Industry Urges Collaborative Action 

In their letter to President Biden on May 22, the nine trade groups underscored the supply chain crunch’s impact on reliability. “The limited availability of domestically manufactured electrical steel poses challenges to the widespread adoption of electric vehicles, delays timelines for utilities to restore power following natural disasters, and is a contributing factor to an insufficient inventory of distribution transformers to meet the demand for new home and commercial construction,” they wrote.

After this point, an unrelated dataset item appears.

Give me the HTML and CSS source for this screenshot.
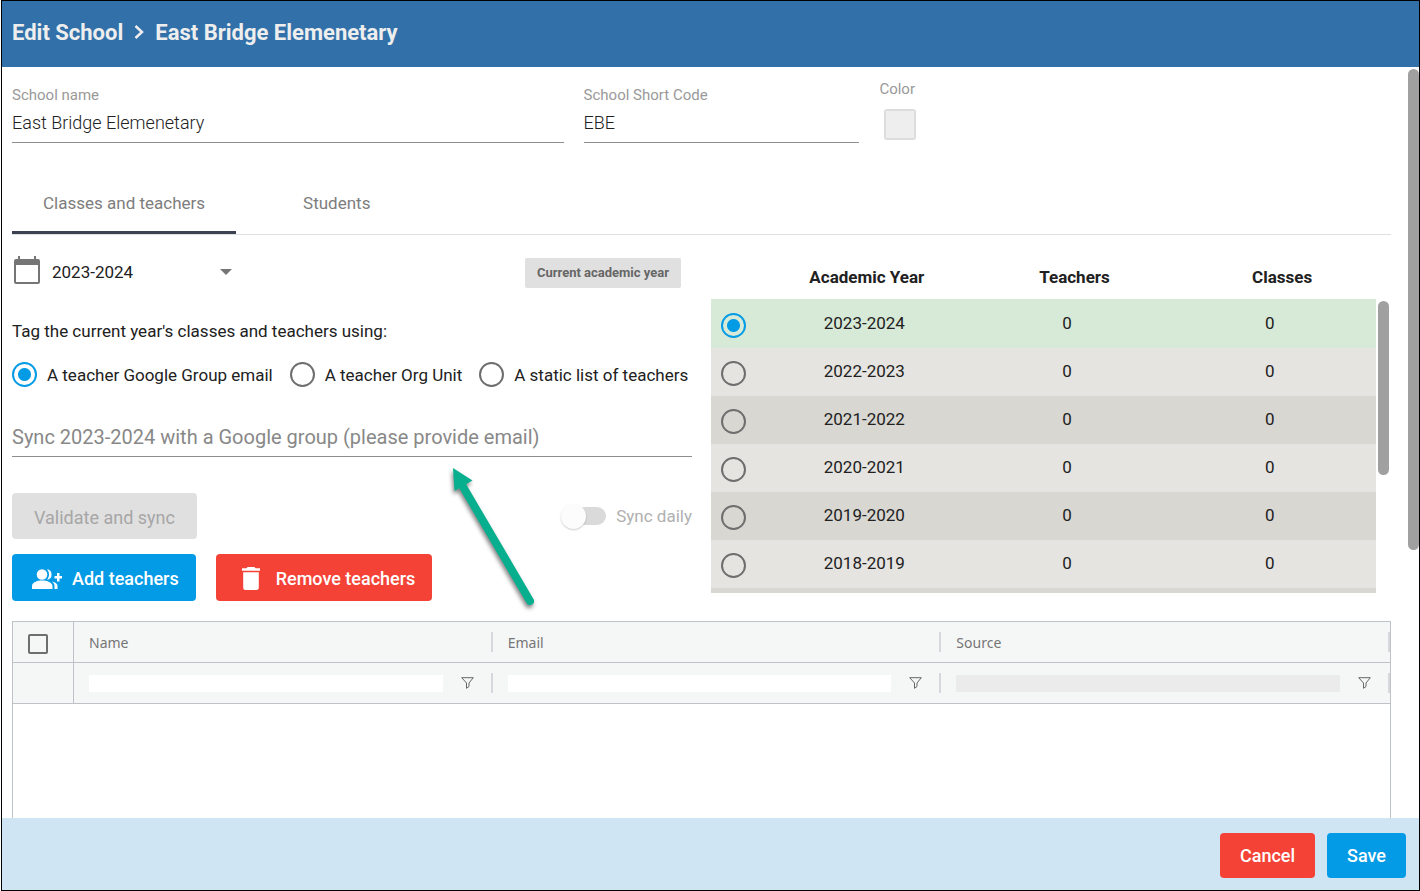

The groups noted that while two unnamed domestic GOES manufacturers have committed to increase GOES production, “even with this expanded output, domestic supply levels will still fall far short to meet electrification goals and satisfy demand created by the IIJA and IRA.” The DOE’s proposed rule, meanwhile, could “upend the market and manufacturing process,” they said.

The groups urged President Biden to work with Congress to “put requisite financial resources toward shoring up domestic supply.”  The federal government could “guarantee purchase of GOES and NOES up to a defined amount, as needed by critical electrical industries, to serve a more electrified economy as well as incentivize expanded manufacturing capacity,” they said.

As a first step, the administration could convene an “Electrical Steel Summit” to facilitate a strategic discussion on the current challenges to sustaining and growing domestic production of electric steel, they suggested. 

“The Summit would bring together users and manufacturers of electrical steel such as electric utilities, electrical manufacturers, automobile manufacturers, steel manufacturers, labor unions, home builders, and others to help solve the current supply chain crisis that threatens both the national security and economic outlook for the U.S. and to deliver on this Administration’s goals for electrification and decarbonization,” they said.